[Start]

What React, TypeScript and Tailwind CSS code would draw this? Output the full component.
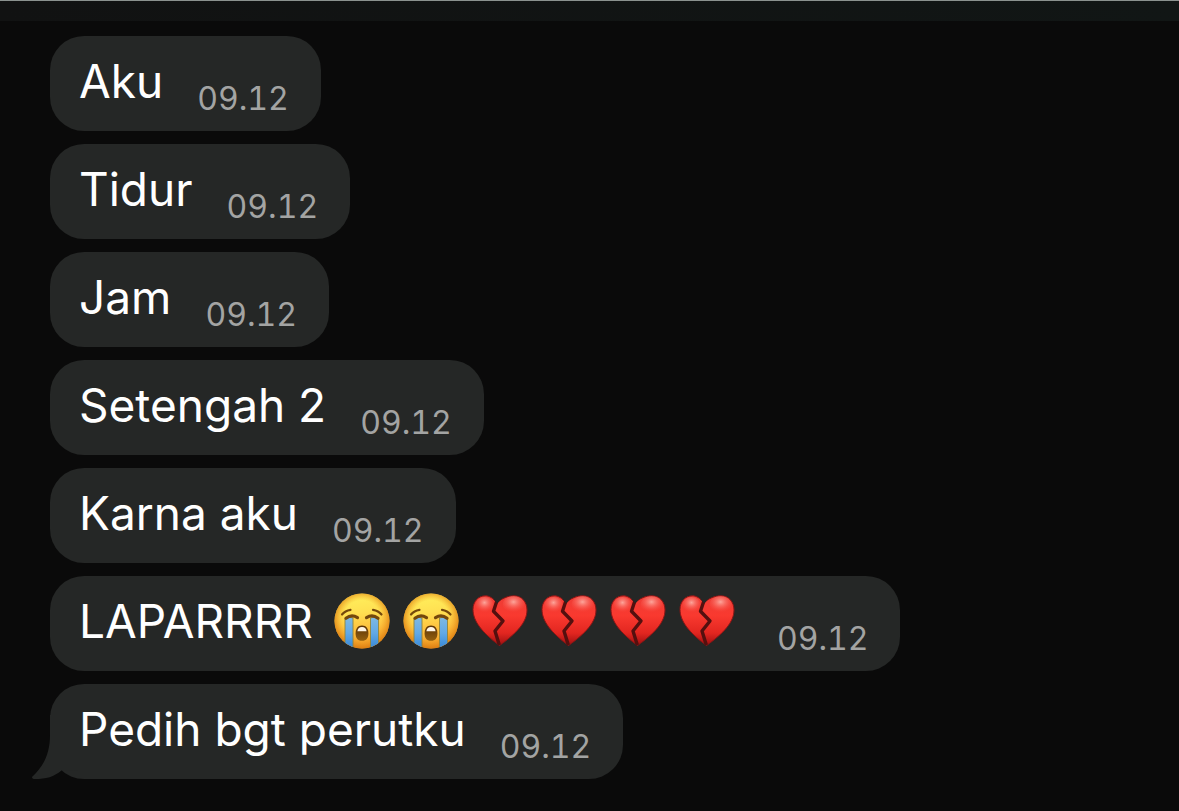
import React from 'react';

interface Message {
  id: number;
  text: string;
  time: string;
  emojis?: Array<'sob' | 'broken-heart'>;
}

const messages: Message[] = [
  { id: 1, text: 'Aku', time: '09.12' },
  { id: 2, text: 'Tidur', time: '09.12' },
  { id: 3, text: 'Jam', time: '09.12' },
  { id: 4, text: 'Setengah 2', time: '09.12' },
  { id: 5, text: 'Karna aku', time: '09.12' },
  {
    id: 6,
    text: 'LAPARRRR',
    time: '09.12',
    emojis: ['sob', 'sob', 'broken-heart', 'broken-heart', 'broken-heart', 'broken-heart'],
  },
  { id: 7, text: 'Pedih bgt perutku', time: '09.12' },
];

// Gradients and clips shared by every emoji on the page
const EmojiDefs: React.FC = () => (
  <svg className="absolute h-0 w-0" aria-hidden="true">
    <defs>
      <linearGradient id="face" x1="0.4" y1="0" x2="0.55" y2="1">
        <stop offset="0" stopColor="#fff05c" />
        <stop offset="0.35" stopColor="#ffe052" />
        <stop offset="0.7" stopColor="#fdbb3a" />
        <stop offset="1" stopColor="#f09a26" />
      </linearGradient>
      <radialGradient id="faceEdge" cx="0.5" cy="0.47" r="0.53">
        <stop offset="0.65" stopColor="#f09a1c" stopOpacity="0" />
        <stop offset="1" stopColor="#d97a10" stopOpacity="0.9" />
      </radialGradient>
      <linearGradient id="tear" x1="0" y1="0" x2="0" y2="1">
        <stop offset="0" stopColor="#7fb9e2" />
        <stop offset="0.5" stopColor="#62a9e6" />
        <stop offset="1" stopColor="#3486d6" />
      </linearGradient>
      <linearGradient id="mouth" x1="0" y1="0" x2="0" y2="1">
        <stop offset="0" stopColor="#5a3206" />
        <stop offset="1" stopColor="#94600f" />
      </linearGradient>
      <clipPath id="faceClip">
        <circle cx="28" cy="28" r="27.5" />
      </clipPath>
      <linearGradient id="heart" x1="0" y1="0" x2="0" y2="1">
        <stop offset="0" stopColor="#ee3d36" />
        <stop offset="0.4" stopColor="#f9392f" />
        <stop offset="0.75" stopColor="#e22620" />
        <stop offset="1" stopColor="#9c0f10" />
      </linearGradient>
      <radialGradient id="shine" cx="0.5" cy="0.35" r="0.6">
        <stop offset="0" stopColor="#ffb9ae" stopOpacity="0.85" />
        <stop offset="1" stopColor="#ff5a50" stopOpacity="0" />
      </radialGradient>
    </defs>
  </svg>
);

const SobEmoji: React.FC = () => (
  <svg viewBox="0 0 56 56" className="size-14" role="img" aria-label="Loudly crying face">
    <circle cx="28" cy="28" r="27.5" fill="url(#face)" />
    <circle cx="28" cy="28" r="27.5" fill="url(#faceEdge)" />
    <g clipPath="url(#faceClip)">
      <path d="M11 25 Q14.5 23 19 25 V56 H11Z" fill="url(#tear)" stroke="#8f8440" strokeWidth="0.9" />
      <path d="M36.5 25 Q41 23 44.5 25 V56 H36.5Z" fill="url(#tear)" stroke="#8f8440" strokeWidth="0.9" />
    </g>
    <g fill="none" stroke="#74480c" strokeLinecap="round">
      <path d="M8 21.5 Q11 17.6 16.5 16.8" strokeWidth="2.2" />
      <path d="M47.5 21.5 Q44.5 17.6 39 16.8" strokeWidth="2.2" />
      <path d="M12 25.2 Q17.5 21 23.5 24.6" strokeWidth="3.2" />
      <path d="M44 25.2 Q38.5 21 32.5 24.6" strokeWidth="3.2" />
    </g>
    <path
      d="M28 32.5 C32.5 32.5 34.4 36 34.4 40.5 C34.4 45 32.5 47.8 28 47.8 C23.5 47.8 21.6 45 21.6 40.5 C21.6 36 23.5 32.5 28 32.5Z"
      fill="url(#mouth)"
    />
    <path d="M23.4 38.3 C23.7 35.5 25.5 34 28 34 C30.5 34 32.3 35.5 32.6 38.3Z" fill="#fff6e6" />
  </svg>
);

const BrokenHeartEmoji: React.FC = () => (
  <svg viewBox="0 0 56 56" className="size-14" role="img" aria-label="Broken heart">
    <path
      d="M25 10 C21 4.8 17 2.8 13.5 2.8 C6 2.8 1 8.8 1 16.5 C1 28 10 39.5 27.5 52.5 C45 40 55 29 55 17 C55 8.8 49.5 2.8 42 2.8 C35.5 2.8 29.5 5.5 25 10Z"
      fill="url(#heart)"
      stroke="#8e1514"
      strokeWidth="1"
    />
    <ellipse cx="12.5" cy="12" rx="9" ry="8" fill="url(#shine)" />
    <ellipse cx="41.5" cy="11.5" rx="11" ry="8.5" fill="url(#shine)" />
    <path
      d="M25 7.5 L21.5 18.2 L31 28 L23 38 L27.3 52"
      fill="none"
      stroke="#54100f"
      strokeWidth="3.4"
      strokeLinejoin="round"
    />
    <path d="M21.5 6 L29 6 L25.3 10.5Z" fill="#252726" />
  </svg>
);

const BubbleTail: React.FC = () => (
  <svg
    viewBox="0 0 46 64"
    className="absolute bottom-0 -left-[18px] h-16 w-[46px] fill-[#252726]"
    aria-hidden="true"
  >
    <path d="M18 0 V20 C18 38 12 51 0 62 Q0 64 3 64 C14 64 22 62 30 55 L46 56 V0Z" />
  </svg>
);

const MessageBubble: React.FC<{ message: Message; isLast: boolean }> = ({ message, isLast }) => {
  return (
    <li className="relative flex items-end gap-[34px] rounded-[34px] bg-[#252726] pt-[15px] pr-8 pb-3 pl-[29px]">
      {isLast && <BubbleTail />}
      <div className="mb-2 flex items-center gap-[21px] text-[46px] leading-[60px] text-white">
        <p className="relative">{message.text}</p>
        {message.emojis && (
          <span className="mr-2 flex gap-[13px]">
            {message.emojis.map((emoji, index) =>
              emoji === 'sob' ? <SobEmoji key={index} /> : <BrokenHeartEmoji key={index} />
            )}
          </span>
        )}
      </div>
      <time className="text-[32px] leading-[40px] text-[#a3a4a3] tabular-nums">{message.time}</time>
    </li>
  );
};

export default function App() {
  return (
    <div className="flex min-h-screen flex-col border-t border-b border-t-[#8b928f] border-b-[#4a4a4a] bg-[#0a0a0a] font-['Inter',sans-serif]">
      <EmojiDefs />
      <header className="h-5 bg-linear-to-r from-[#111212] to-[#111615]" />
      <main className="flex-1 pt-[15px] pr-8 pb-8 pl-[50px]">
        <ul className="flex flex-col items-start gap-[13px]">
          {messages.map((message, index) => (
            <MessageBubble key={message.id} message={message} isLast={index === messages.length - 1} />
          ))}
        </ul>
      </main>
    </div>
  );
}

[End]

Using the data above, write out every line exactly, leaving the images behind.

What React, TypeScript and Tailwind CSS code would draw this? Output the full component.
import React from 'react';

interface Message {
  id: number;
  text: string;
  time: string;
  emojis?: Array<'sob' | 'broken-heart'>;
}

const messages: Message[] = [
  { id: 1, text: 'Aku', time: '09.12' },
  { id: 2, text: 'Tidur', time: '09.12' },
  { id: 3, text: 'Jam', time: '09.12' },
  { id: 4, text: 'Setengah 2', time: '09.12' },
  { id: 5, text: 'Karna aku', time: '09.12' },
  {
    id: 6,
    text: 'LAPARRRR',
    time: '09.12',
    emojis: ['sob', 'sob', 'broken-heart', 'broken-heart', 'broken-heart', 'broken-heart'],
  },
  { id: 7, text: 'Pedih bgt perutku', time: '09.12' },
];

// Gradients and clips shared by every emoji on the page
const EmojiDefs: React.FC = () => (
  <svg className="absolute h-0 w-0" aria-hidden="true">
    <defs>
      <linearGradient id="face" x1="0.4" y1="0" x2="0.55" y2="1">
        <stop offset="0" stopColor="#fff05c" />
        <stop offset="0.35" stopColor="#ffe052" />
        <stop offset="0.7" stopColor="#fdbb3a" />
        <stop offset="1" stopColor="#f09a26" />
      </linearGradient>
      <radialGradient id="faceEdge" cx="0.5" cy="0.47" r="0.53">
        <stop offset="0.65" stopColor="#f09a1c" stopOpacity="0" />
        <stop offset="1" stopColor="#d97a10" stopOpacity="0.9" />
      </radialGradient>
      <linearGradient id="tear" x1="0" y1="0" x2="0" y2="1">
        <stop offset="0" stopColor="#7fb9e2" />
        <stop offset="0.5" stopColor="#62a9e6" />
        <stop offset="1" stopColor="#3486d6" />
      </linearGradient>
      <linearGradient id="mouth" x1="0" y1="0" x2="0" y2="1">
        <stop offset="0" stopColor="#5a3206" />
        <stop offset="1" stopColor="#94600f" />
      </linearGradient>
      <clipPath id="faceClip">
        <circle cx="28" cy="28" r="27.5" />
      </clipPath>
      <linearGradient id="heart" x1="0" y1="0" x2="0" y2="1">
        <stop offset="0" stopColor="#ee3d36" />
        <stop offset="0.4" stopColor="#f9392f" />
        <stop offset="0.75" stopColor="#e22620" />
        <stop offset="1" stopColor="#9c0f10" />
      </linearGradient>
      <radialGradient id="shine" cx="0.5" cy="0.35" r="0.6">
        <stop offset="0" stopColor="#ffb9ae" stopOpacity="0.85" />
        <stop offset="1" stopColor="#ff5a50" stopOpacity="0" />
      </radialGradient>
    </defs>
  </svg>
);

const SobEmoji: React.FC = () => (
  <svg viewBox="0 0 56 56" className="size-14" role="img" aria-label="Loudly crying face">
    <circle cx="28" cy="28" r="27.5" fill="url(#face)" />
    <circle cx="28" cy="28" r="27.5" fill="url(#faceEdge)" />
    <g clipPath="url(#faceClip)">
      <path d="M11 25 Q14.5 23 19 25 V56 H11Z" fill="url(#tear)" stroke="#8f8440" strokeWidth="0.9" />
      <path d="M36.5 25 Q41 23 44.5 25 V56 H36.5Z" fill="url(#tear)" stroke="#8f8440" strokeWidth="0.9" />
    </g>
    <g fill="none" stroke="#74480c" strokeLinecap="round">
      <path d="M8 21.5 Q11 17.6 16.5 16.8" strokeWidth="2.2" />
      <path d="M47.5 21.5 Q44.5 17.6 39 16.8" strokeWidth="2.2" />
      <path d="M12 25.2 Q17.5 21 23.5 24.6" strokeWidth="3.2" />
      <path d="M44 25.2 Q38.5 21 32.5 24.6" strokeWidth="3.2" />
    </g>
    <path
      d="M28 32.5 C32.5 32.5 34.4 36 34.4 40.5 C34.4 45 32.5 47.8 28 47.8 C23.5 47.8 21.6 45 21.6 40.5 C21.6 36 23.5 32.5 28 32.5Z"
      fill="url(#mouth)"
    />
    <path d="M23.4 38.3 C23.7 35.5 25.5 34 28 34 C30.5 34 32.3 35.5 32.6 38.3Z" fill="#fff6e6" />
  </svg>
);

const BrokenHeartEmoji: React.FC = () => (
  <svg viewBox="0 0 56 56" className="size-14" role="img" aria-label="Broken heart">
    <path
      d="M25 10 C21 4.8 17 2.8 13.5 2.8 C6 2.8 1 8.8 1 16.5 C1 28 10 39.5 27.5 52.5 C45 40 55 29 55 17 C55 8.8 49.5 2.8 42 2.8 C35.5 2.8 29.5 5.5 25 10Z"
      fill="url(#heart)"
      stroke="#8e1514"
      strokeWidth="1"
    />
    <ellipse cx="12.5" cy="12" rx="9" ry="8" fill="url(#shine)" />
    <ellipse cx="41.5" cy="11.5" rx="11" ry="8.5" fill="url(#shine)" />
    <path
      d="M25 7.5 L21.5 18.2 L31 28 L23 38 L27.3 52"
      fill="none"
      stroke="#54100f"
      strokeWidth="3.4"
      strokeLinejoin="round"
    />
    <path d="M21.5 6 L29 6 L25.3 10.5Z" fill="#252726" />
  </svg>
);

const BubbleTail: React.FC = () => (
  <svg
    viewBox="0 0 46 64"
    className="absolute bottom-0 -left-[18px] h-16 w-[46px] fill-[#252726]"
    aria-hidden="true"
  >
    <path d="M18 0 V20 C18 38 12 51 0 62 Q0 64 3 64 C14 64 22 62 30 55 L46 56 V0Z" />
  </svg>
);

const MessageBubble: React.FC<{ message: Message; isLast: boolean }> = ({ message, isLast }) => {
  return (
    <li className="relative flex items-end gap-[34px] rounded-[34px] bg-[#252726] pt-[15px] pr-8 pb-3 pl-[29px]">
      {isLast && <BubbleTail />}
      <div className="mb-2 flex items-center gap-[21px] text-[46px] leading-[60px] text-white">
        <p className="relative">{message.text}</p>
        {message.emojis && (
          <span className="mr-2 flex gap-[13px]">
            {message.emojis.map((emoji, index) =>
              emoji === 'sob' ? <SobEmoji key={index} /> : <BrokenHeartEmoji key={index} />
            )}
          </span>
        )}
      </div>
      <time className="text-[32px] leading-[40px] text-[#a3a4a3] tabular-nums">{message.time}</time>
    </li>
  );
};

export default function App() {
  return (
    <div className="flex min-h-screen flex-col border-t border-b border-t-[#8b928f] border-b-[#4a4a4a] bg-[#0a0a0a] font-['Inter',sans-serif]">
      <EmojiDefs />
      <header className="h-5 bg-linear-to-r from-[#111212] to-[#111615]" />
      <main className="flex-1 pt-[15px] pr-8 pb-8 pl-[50px]">
        <ul className="flex flex-col items-start gap-[13px]">
          {messages.map((message, index) => (
            <MessageBubble key={message.id} message={message} isLast={index === messages.length - 1} />
          ))}
        </ul>
      </main>
    </div>
  );
}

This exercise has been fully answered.